▶ _Set task_
Your answer should be only a number: how many lines include the word "with".

## begin

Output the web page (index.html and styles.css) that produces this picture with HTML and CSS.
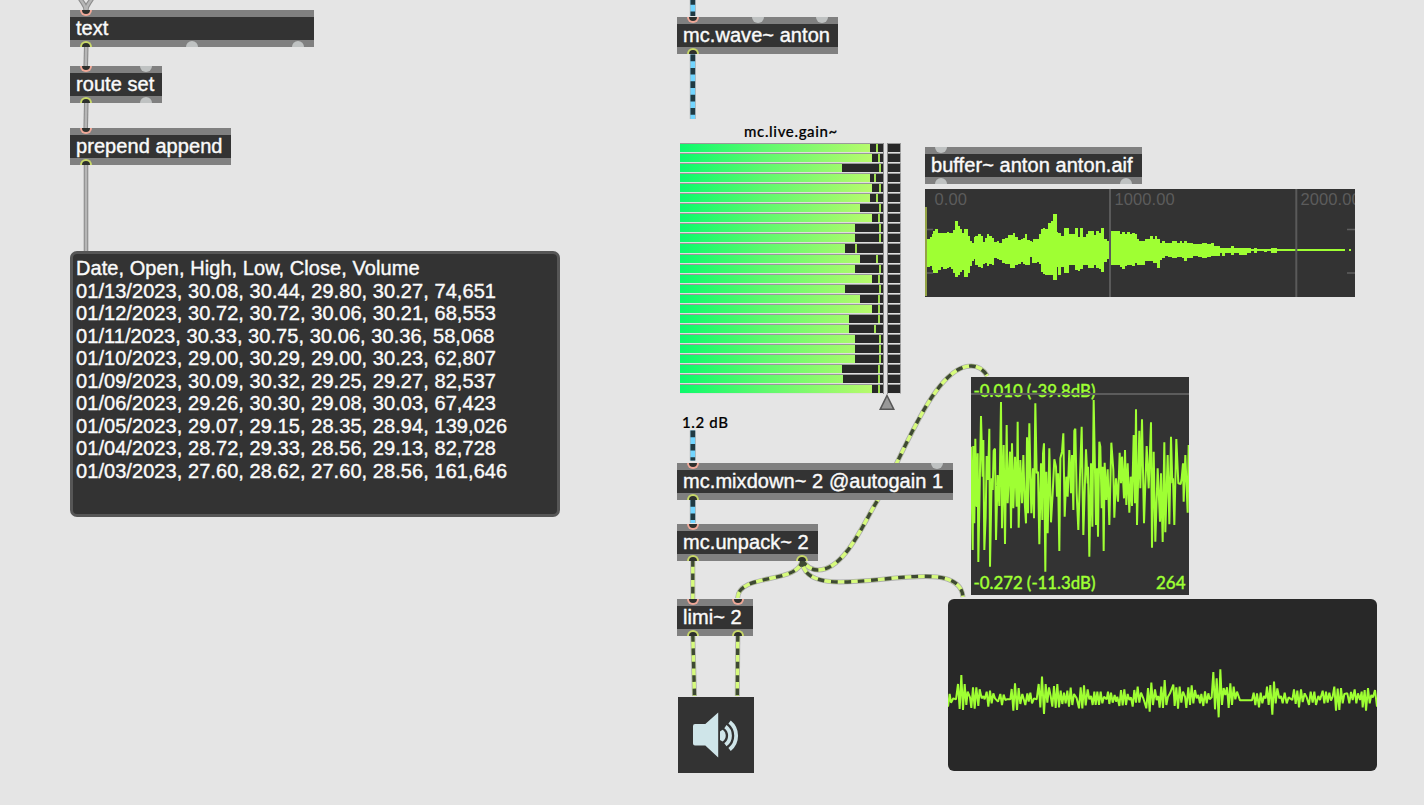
FILE: index.html
```html
<!DOCTYPE html>
<html lang="en">
<head>
  <meta charset="UTF-8">
  <meta name="viewport" content="width=device-width, initial-scale=1.0">
  <title>anton patcher</title>
  <link rel="stylesheet" href="styles.css">
</head>
<body>
<div class="patcher">

  <!-- Patch cords (below the boxes) -->
  <svg class="cords" width="1424" height="805" viewBox="0 0 1424 805">
    <defs>
      <path id="c1" d="M79 -4 C81 3 86 3 86 12"/>
      <path id="c2" d="M93 -4 C91 3 86 3 86 12"/>
      <path id="c3" d="M86.3 44 L85.7 68"/>
      <path id="c4" d="M86.3 100 L85.7 129"/>
      <path id="c5" d="M86 162 V252"/>
      <path id="m1" d="M692.8 -2 V16"/>
      <path id="m2" d="M692.8 54.5 V119"/>
      <path id="m3" d="M692.8 430.5 V460.5"/>
      <path id="m4" d="M692.8 500 V523"/>
      <path id="s1" d="M692.8 560 V600"/>
      <path id="s2" d="M802 560 C800 584 738 573 737.7 598"/>
      <path id="s3" d="M802 560 C806 566 811 570.3 818.5 570 C845 569 863 524 877.7 500 C903 457 934 366 971 366 C978 366 984 370 987.3 376"/>
      <path id="s4" d="M802 560 C804 614 959 545 963 597"/>
      <path id="s5" d="M692.8 635 L694.5 696"/>
      <path id="s6" d="M737.8 635 L737.3 696"/>
    </defs>
    <g class="cord-edge"><use href="#c1"/><use href="#c2"/><use href="#c3"/><use href="#c4"/><use href="#c5"/></g>
    <g class="cord"><use href="#c1"/><use href="#c2"/><use href="#c3"/><use href="#c4"/><use href="#c5"/></g>
    <g class="mc-edge"><use href="#m1"/><use href="#m2"/><use href="#m3"/><use href="#m4"/></g>
    <g class="mc-base"><use href="#m1"/><use href="#m2"/><use href="#m3"/><use href="#m4"/></g>
    <g class="mc-dash"><use href="#m1"/><use href="#m2"/><use href="#m3"/><use href="#m4"/></g>
    <g class="sig-edge"><use href="#s1"/><use href="#s2"/><use href="#s3"/><use href="#s4"/><use href="#s5"/><use href="#s6"/></g>
    <g class="sig-base"><use href="#s1"/><use href="#s2"/><use href="#s3"/><use href="#s4"/><use href="#s5"/><use href="#s6"/></g>
    <g class="sig-dash"><use href="#s1"/><use href="#s2"/><use href="#s3"/><use href="#s4"/><use href="#s5"/><use href="#s6"/></g>
  </svg>

  <!-- Object boxes -->
  <div class="box box-text">text
    <i class="port in on p1"></i><i class="port out on p1"></i><i class="port out p-a"></i><i class="port out p-b"></i>
  </div>
  <div class="box box-route">route set
    <i class="port in on p1"></i><i class="port in p-a"></i><i class="port out on p1"></i><i class="port out p-a"></i>
  </div>
  <div class="box box-prepend">prepend append
    <i class="port in on p1"></i><i class="port out on p1"></i>
  </div>
  <div class="box box-wave">mc.wave~ anton
    <i class="port in on p1"></i><i class="port in p-a"></i><i class="port in p-b"></i><i class="port out on p1"></i>
  </div>
  <div class="box box-buffer">buffer~ anton anton.aif
    <i class="port in p1"></i><i class="port out p1"></i><i class="port out p-a"></i>
  </div>
  <div class="box box-mixdown">mc.mixdown~ 2 @autogain 1
    <i class="port in on p1"></i><i class="port in p-a"></i><i class="port out on p1"></i>
  </div>
  <div class="box box-unpack">mc.unpack~ 2
    <i class="port in on p1"></i><i class="port out on p1"></i><i class="port out on p-a"></i>
  </div>
  <div class="box box-limi">limi~ 2
    <i class="port in on p1"></i><i class="port in on p-a"></i><i class="port out on p1"></i><i class="port out on p-a"></i>
  </div>

  <!-- Text editor with the quotes -->
  <div class="textedit">Date, Open, High, Low, Close, Volume
01/13/2023, 30.08, 30.44, 29.80, 30.27, 74,651
01/12/2023, 30.72, 30.72, 30.06, 30.21, 68,553
01/11/2023, 30.33, 30.75, 30.06, 30.36, 58,068
01/10/2023, 29.00, 30.29, 29.00, 30.23, 62,807
01/09/2023, 30.09, 30.32, 29.25, 29.27, 82,537
01/06/2023, 29.26, 30.30, 29.08, 30.03, 67,423
01/05/2023, 29.07, 29.15, 28.35, 28.94, 139,026
01/04/2023, 28.72, 29.33, 28.56, 29.13, 82,728
01/03/2023, 27.60, 28.62, 27.60, 28.56, 161,646</div>

  <!-- mc.live.gain~ -->
  <div class="gain">
    <div class="gain-name">mc.live.gain~</div>
    <div class="meters" id="meters"></div>
    <svg class="gain-handle" width="18" height="17" viewBox="0 0 18 17"><path d="M9 1.5 L15.8 15.3 H2.2 Z"/></svg>
    <div class="gain-value">1.2 dB</div>
  </div>

  <!-- waveform~ -->
  <svg class="waveform" width="430" height="108" viewBox="0 0 430 108">
    <path class="tick" d="M2 40.5 H8 M2 84 H8 M422 40.5 H430 M422 84 H430"/>
    <g class="ruler"><text x="9.5" y="16">0.00</text><text x="189.5" y="16">1000.00</text><text x="375.5" y="16">2000.00</text></g>
    <path class="wave" id="bufferWave"/>
    <rect class="cursor" x="0" y="18" width="2" height="89"/>
    <path class="grid" d="M185 0 V108 M371.3 0 V108"/>
  </svg>

  <!-- plot of the incoming signal -->
  <svg class="snapshot" width="218" height="218" viewBox="0 0 218 218">
    <text x="2.5" y="19.5" textLength="122" lengthAdjust="spacingAndGlyphs">-0.010 (-39.8dB)</text>
    <path class="level" d="M0 17 H218"/>
    <polyline class="trace" id="snapshotTrace"/>
    <text x="2.5" y="211.5" textLength="122" lengthAdjust="spacingAndGlyphs">-0.272 (-11.3dB)</text>
    <text x="214.5" y="211.5" text-anchor="end">264</text>
  </svg>

  <!-- scope~ -->
  <svg class="scope" width="429" height="172" viewBox="0 0 429 172">
    <polyline class="trace" id="scopeTrace"/>
  </svg>

  <!-- ezdac~ -->
  <div class="ezdac">
    <svg width="76" height="76" viewBox="0 0 76 76">
      <path class="horn" d="M17 27 H27.3 L40.2 15.5 V60.5 L27.3 48.5 H17 Q15 48.5 15 46.5 V29 Q15 27 17 27 Z"/>
      <path class="horn" d="M42 34.5 L44.5 32.8 A7 7 0 0 1 44.5 44.6 L42 43 Z"/>
      <path class="ring" d="M47.4 29.6 A11.3 11.3 0 0 1 47.4 47.8 M51.6 25 A17.6 17.6 0 0 1 51.6 52.4"/>
    </svg>
  </div>

</div>
<script src="script.js"></script>
</body>
</html>
```
FILE: styles.css
```css
* {
  margin: 0;
  padding: 0;
  box-sizing: border-box;
}

body {
  background: #e5e5e5;
  font-family: "Liberation Sans", Arial, sans-serif;
  overflow: hidden;
}

.patcher {
  position: relative;
  width: 1424px;
  height: 805px;
  overflow: hidden;
}

.patcher > * {
  position: absolute;
}

/* Patch cords */
.cords {
  left: 0;
  top: 0;
  fill: none;
}

.cord-edge { stroke: #8c8c8c; stroke-width: 4.6; }
.cord { stroke: #b6b6b6; stroke-width: 2.4; }
.mc-edge { stroke: #a9aeb0; stroke-width: 6; }
.mc-base { stroke: #72d5ff; stroke-width: 4.6; }
.mc-dash { stroke: #203a43; stroke-width: 4.6; stroke-dasharray: 6.7; }
.sig-edge { stroke: #adadad; stroke-width: 5; }
.sig-base { stroke: #d6fb7c; stroke-width: 3.4; }
.sig-dash { stroke: #3e4933; stroke-width: 3.4; stroke-dasharray: 6.7; }

/* Object boxes */
.box {
  height: 37px;
  padding-left: 6px;
  background: #333;
  border-top: 7px solid #808080;
  border-bottom: 7px solid #808080;
  color: #fafafa;
  font-size: 20px;
  line-height: 22px;
  letter-spacing: 0.06px;
  white-space: nowrap;
  -webkit-text-stroke: 0.4px #fafafa;
}

.box-text { left: 70px; top: 10px; width: 244px; }
.box-route { left: 70px; top: 66px; width: 92px; }
.box-prepend { left: 70px; top: 128px; width: 161px; }
.box-wave { left: 677px; top: 17px; width: 161px; }
.box-buffer { left: 925px; top: 147px; width: 217px; }
.box-mixdown { left: 677px; top: 463px; width: 276px; }
.box-unpack { left: 677px; top: 524px; width: 141px; }
.box-limi { left: 677px; top: 599px; width: 76px; }

/* Inlets and outlets */
.port {
  position: absolute;
  width: 12px;
  height: 6px;
  background: #bfc2c2;
}

.port.in {
  top: -7px;
  border-radius: 0 0 6px 6px;
}

.port.out {
  bottom: -7px;
  border-radius: 6px 6px 0 0;
}

.port.on {
  background: #2d302d;
  border: 2px solid #f0a898;
}

.port.on.in { border-top: none; }
.port.on.out { border-color: #c8d868; border-bottom: none; }

.p1 { left: 10px; }
.box-text .p-a { left: 116px; }
.box-text .p-b { left: 222px; }
.box-route .p-a { left: 70px; }
.box-wave .p-a { left: 75px; }
.box-wave .p-b { left: 139px; }
.box-buffer .p-a { left: 195px; }
.box-mixdown .p-a { left: 254px; }
.box-unpack .p-a { left: 119px; }
.box-limi .p-a { left: 55px; }

.textedit {
  left: 70px;
  top: 251px;
  width: 490px;
  height: 266px;
  padding: 3px;
  border: 3px solid #565656;
  border-radius: 7px;
  background: #333;
  color: #fafafa;
  font-size: 20px;
  line-height: 22.53px;
  letter-spacing: 0.065px;
  font-kerning: normal;
  white-space: pre;
  -webkit-text-stroke: 0.4px #fafafa;
}

/* Gain slider */
.gain {
  left: 680px;
  top: 122px;
  width: 221px;
  font-family: Lato, sans-serif;
  font-size: 15px;
  font-weight: 500;
  line-height: 18px;
  letter-spacing: 0.65px;
  color: #000;
  -webkit-text-stroke: 0.2px #000;
}

.gain-name {
  height: 21px;
  padding-left: 1px;
  text-align: center;
}

.meters {
  position: relative;
  height: 251px;
  display: flex;
  flex-direction: column;
}

.meters::after {
  content: "";
  position: absolute;
  left: 203px;
  top: 0;
  width: 3px;
  height: 251px;
  background: #e2e2e2;
  border-left: 1px solid #8a8a8a;
  border-right: 1px solid #8a8a8a;
}

.meter {
  position: relative;
  flex: 1;
  background: #282828;
  border: 1px solid #9a9a9a;
  border-bottom-color: #dedede;
  border-left: none;
}

.meter-fill {
  height: 100%;
  background: linear-gradient(to right, #0cfa6c, #60f96e 45%, #b8fa6c) 0 0 / 192px 100%;
}

.meter-peak {
  position: absolute;
  top: 0;
  width: 2px;
  height: 100%;
  background: #a0e050;
}

.gain-handle {
  display: block;
  margin-left: 198px;
  fill: #999;
  stroke: #575757;
  stroke-width: 1.5;
}

.gain-value {
  margin-top: 2px;
  padding-left: 2px;
}

/* Buffer display */
.waveform {
  left: 925px;
  top: 189px;
  background: #333;
}

.waveform .grid { stroke: #5a5a5a; stroke-width: 2; }
.waveform .tick { stroke: #5f5f5f; stroke-width: 1.6; }
.waveform .ruler { fill: #5c5c5c; font-size: 16.5px; letter-spacing: 0.1px; }
.waveform .wave { fill: #9fff33; }
.waveform .cursor { fill: #93a345; }

.snapshot {
  left: 971px;
  top: 377px;
  background: #333;
  fill: #9fff33;
  font-family: Lato, sans-serif;
  font-size: 17px;
  font-weight: 500;
}

.snapshot text { stroke: #9fff33; stroke-width: 0.35px; }
.snapshot .level { stroke: #5c5c5c; stroke-width: 2; }

.trace {
  fill: none;
  stroke: #9fff33;
  stroke-width: 2;
  stroke-linejoin: bevel;
}

.scope {
  left: 948px;
  top: 599px;
  background: #282828;
  border-radius: 6px;
}

/* Audio on/off */
.ezdac {
  left: 678px;
  top: 697px;
  width: 76px;
  height: 76px;
  background: #333;
}

.ezdac .horn { fill: #cfe5e9; }
.ezdac .ring { fill: none; stroke: #cfe5e9; stroke-width: 3.8; }
```
FILE: script.js
```js
// [level end, peak hold] for every channel, in px from the left
const channels = [
  [190, 196], [192, 198], [162, 199], [190, 194], [192, 199],
  [190, 196], [180, 199], [192, 198], [175, 199], [175, 199],
  [165, 175], [180, 196], [175, 199], [192, 198], [165, 199],
  [180, 198], [192, 198], [169, 198], [169, 194], [175, 199],
  [175, 199], [175, 199], [162, 198], [163, 198], [192, 198]
];

document.getElementById('meters').innerHTML = channels.map(([level, peak]) => `
  <div class="meter">
    <div class="meter-fill" style="width:${level}px"></div>
    <div class="meter-peak" style="left:${peak}px"></div>
  </div>`).join('');

// Buffer envelope: x, top, bottom (1/3 px units)
const envelope = [
  0,156,228, 6,150,235, 15,143,231, 21,135,243, 25,126,251, 31,120,251, 38,132,243, 47,132,233,
  55,132,239, 65,128,238, 71,132,233, 78,132,239, 84,123,253, 90,96,265, 99,111,258, 105,120,248,
  111,133,243, 117,120,265, 128,141,253, 135,156,231, 142,163,216, 147,145,211, 151,141,229, 160,135,235,
  168,141,237, 175,158,225, 181,148,223, 187,135,231, 193,141,225, 201,148,227, 208,158,208, 215,156,211,
  223,161,213, 232,150,221, 241,148,225, 248,138,225, 255,137,237, 263,133,238, 270,143,229, 278,153,225,
  287,149,219, 293,146,225, 300,135,229, 307,153,229, 315,156,203, 320,158,223, 325,150,223, 335,150,219,
  342,135,225, 347,120,248, 354,117,256, 360,119,258, 369,102,259, 378,96,258, 384,75,273, 395,129,233,
  400,133,258, 407,140,235, 417,117,251, 431,135,229, 440,136,227, 449,118,243, 459,143,245, 465,118,241,
  475,143,229, 483,135,228, 490,126,237, 507,137,229, 513,125,238, 522,133,241, 528,117,248, 537,149,219,
  545,156,211, 551,126,229, 585,135,233, 591,128,241, 601,136,231, 607,128,229, 615,135,228, 621,132,231,
  629,135,223, 635,149,229, 641,156,229, 660,150,215, 675,141,215, 683,150,221, 690,141,221, 695,149,236,
  705,161,213, 711,156,208, 720,162,200, 730,162,205, 741,156,208, 755,162,205, 765,156,205, 771,162,208,
  777,156,215, 787,162,207, 805,164,201, 820,164,203, 830,162,207, 845,165,203, 858,162,200, 867,171,200,
  885,177,193, 890,177,200, 899,177,193, 918,171,198, 927,177,191, 943,177,198, 955,177,197, 965,177,191,
  978,180,186, 987,177,191, 996,180,186, 1018,180,189, 1026,180,186, 1038,177,191, 1055,180,186
];

let d = '';
for (let i = 0; i < envelope.length; i += 3) {
  const next = i + 3 < envelope.length ? envelope[i + 3] : 1260;
  const [x, top, bottom] = [envelope[i], envelope[i + 1], envelope[i + 2]];
  d += `M${x / 3} ${top / 3}H${next / 3}V${bottom / 3}H${x / 3}Z`;
}
d += 'M423.5 60H426V62H423.5Z';
const wave = document.getElementById('bufferWave');
wave.setAttribute('d', d);
wave.setAttribute('shape-rendering', 'crispEdges');

// Draws x,y pairs given in 1/3 px units
function drawTrace(id, pts) {
  const out = [];
  for (let i = 0; i < pts.length; i += 2) {
    out.push((pts[i] / 3).toFixed(2) + ',' + (pts[i + 1] / 3).toFixed(2));
  }
  document.getElementById(id).setAttribute('points', out.join(' '));
}

drawTrace('snapshotTrace', [
  0,209, 5,519, 7,207, 10,439, 13,185, 16,387, 18,387, 20,229, 22,555, 30,117, 35,299, 37,189, 40,519, 44,419,
  47,237, 51,309, 55,155, 57,569, 62,304, 65,339, 68,221, 72,215, 75,489, 80,294, 85,387, 90,75, 93,454,
  96,300, 98,204, 102,501, 107,144, 110,379, 113,310, 117,224, 120,454, 123,199, 127,394, 132,239, 137,389, 140,134, 143,452,
  148,249, 153,379, 157,234, 161,374, 165,439, 168,181, 171,409, 175,139, 181,409, 186,274, 189,424, 193,79,
  197,289, 201,284, 205,502, 210,259, 214,429, 216,230, 219,199, 223,584, 226,284, 230,469, 235,214, 240,436, 245,349,
  250,247, 255,269, 258,359, 261,289, 265,522, 268,244, 273,224, 277,169, 281,419, 286,299, 290,359, 295,219,
  300,349, 303,234, 307,399, 310,161, 313,155, 317,349, 322,459, 327,294, 332,149, 337,474, 345,217, 350,319,
  351,269, 355,539, 360,259, 364,449, 368,69, 375,444, 378,274, 381,479, 385,194, 388,209, 392,394, 395,269,
  398,522, 401,257, 406,369, 410,277, 415,444, 421,197, 427,279, 430,422, 435,304, 441,374, 446,227, 450,319,
  453,239, 459,364, 462,219, 466,384, 470,259, 475,407, 479,299, 483,387, 488,174, 492,379, 495,97, 498,444,
  505,161, 508,334, 513,127, 519,439, 527,207, 533,334, 540,136, 543,512, 548,224, 553,494, 560,274, 567,434,
  570,289, 575,495, 580,196, 583,466, 590,234, 595,442, 600,179, 604,319, 606,304, 610,444, 616,186, 622,319,
  629,321, 632,304, 636,259, 638,374, 643,234, 650,407, 653,204
]);

drawTrace('scopeTrace', [
  0,323, 5,285, 9,311, 16,298, 24,301, 30,255, 35,330, 40,228, 45,333, 50,255, 55,318, 59,278, 66,295, 70,327,
  75,265, 80,329, 85,265, 91,321, 95,271, 101,298, 106,291, 110,301, 116,278, 121,323, 126,275, 131,313, 136,283,
  141,298, 150,308, 157,285, 162,318, 167,287, 172,303, 176,301, 187,301, 191,270, 196,335, 201,253, 207,333,
  212,267, 217,315, 223,285, 228,303, 232,318, 238,283, 242,308, 247,281, 252,313, 258,298, 266,301, 272,255,
  277,325, 282,233, 288,345, 293,255, 298,311, 303,265, 308,291, 313,323, 318,261, 323,327, 328,255, 333,325,
  338,275, 343,315, 348,281, 353,313, 358,275, 363,323, 368,266, 373,318, 378,285, 386,298, 393,328, 398,265,
  403,328, 408,259, 413,319, 419,271, 424,301, 429,291, 434,318, 439,278, 443,318, 448,278, 453,318, 458,278,
  463,313, 468,293, 476,301, 480,278, 484,315, 489,281, 494,311, 500,288, 504,308, 508,293, 514,321, 519,273,
  524,319, 529,271, 534,318, 539,285, 544,303, 549,295, 554,323, 559,273, 564,311, 569,263, 574,311, 579,281,
  586,298, 595,328, 600,267, 605,338, 610,251, 615,318, 621,271, 626,303, 631,291, 635,326, 640,263, 645,327,
  650,243, 655,318, 660,293, 666,283, 676,257, 680,321, 685,265, 690,329, 695,263, 700,311, 705,278, 711,293,
  715,327, 721,265, 726,318, 731,259, 736,313, 741,273, 746,298, 751,288, 756,313, 760,285, 766,321, 771,277,
  776,313, 781,283, 785,301, 791,295, 796,219, 801,331, 806,238, 812,355, 817,211, 822,318, 827,267, 832,288,
  837,265, 842,327, 847,253, 852,318, 857,263, 862,301, 867,278, 876,304, 912,304, 917,281, 922,318, 927,283,
  933,325, 938,281, 943,313, 948,291, 953,298, 957,263, 962,318, 967,258, 973,347, 978,248, 983,313, 988,268,
  994,298, 999,291, 1004,313, 1010,281, 1016,313, 1022,295, 1033,303, 1038,271, 1043,315, 1048,275, 1053,325,
  1059,271, 1064,309, 1070,283, 1076,295, 1083,318, 1088,278, 1094,311, 1099,278, 1104,318, 1111,291, 1116,303,
  1124,275, 1129,313, 1134,278, 1139,311, 1144,281, 1149,305, 1154,293, 1159,263, 1164,335, 1169,269, 1174,333,
  1179,267, 1184,313, 1189,285, 1198,283, 1204,313, 1209,279, 1214,303, 1220,271, 1225,313, 1230,283, 1236,303,
  1241,278, 1244,325, 1250,273, 1254,335, 1260,267, 1265,313, 1270,288, 1275,295, 1281,273, 1287,323
]);
```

## end

▶ _Response_
2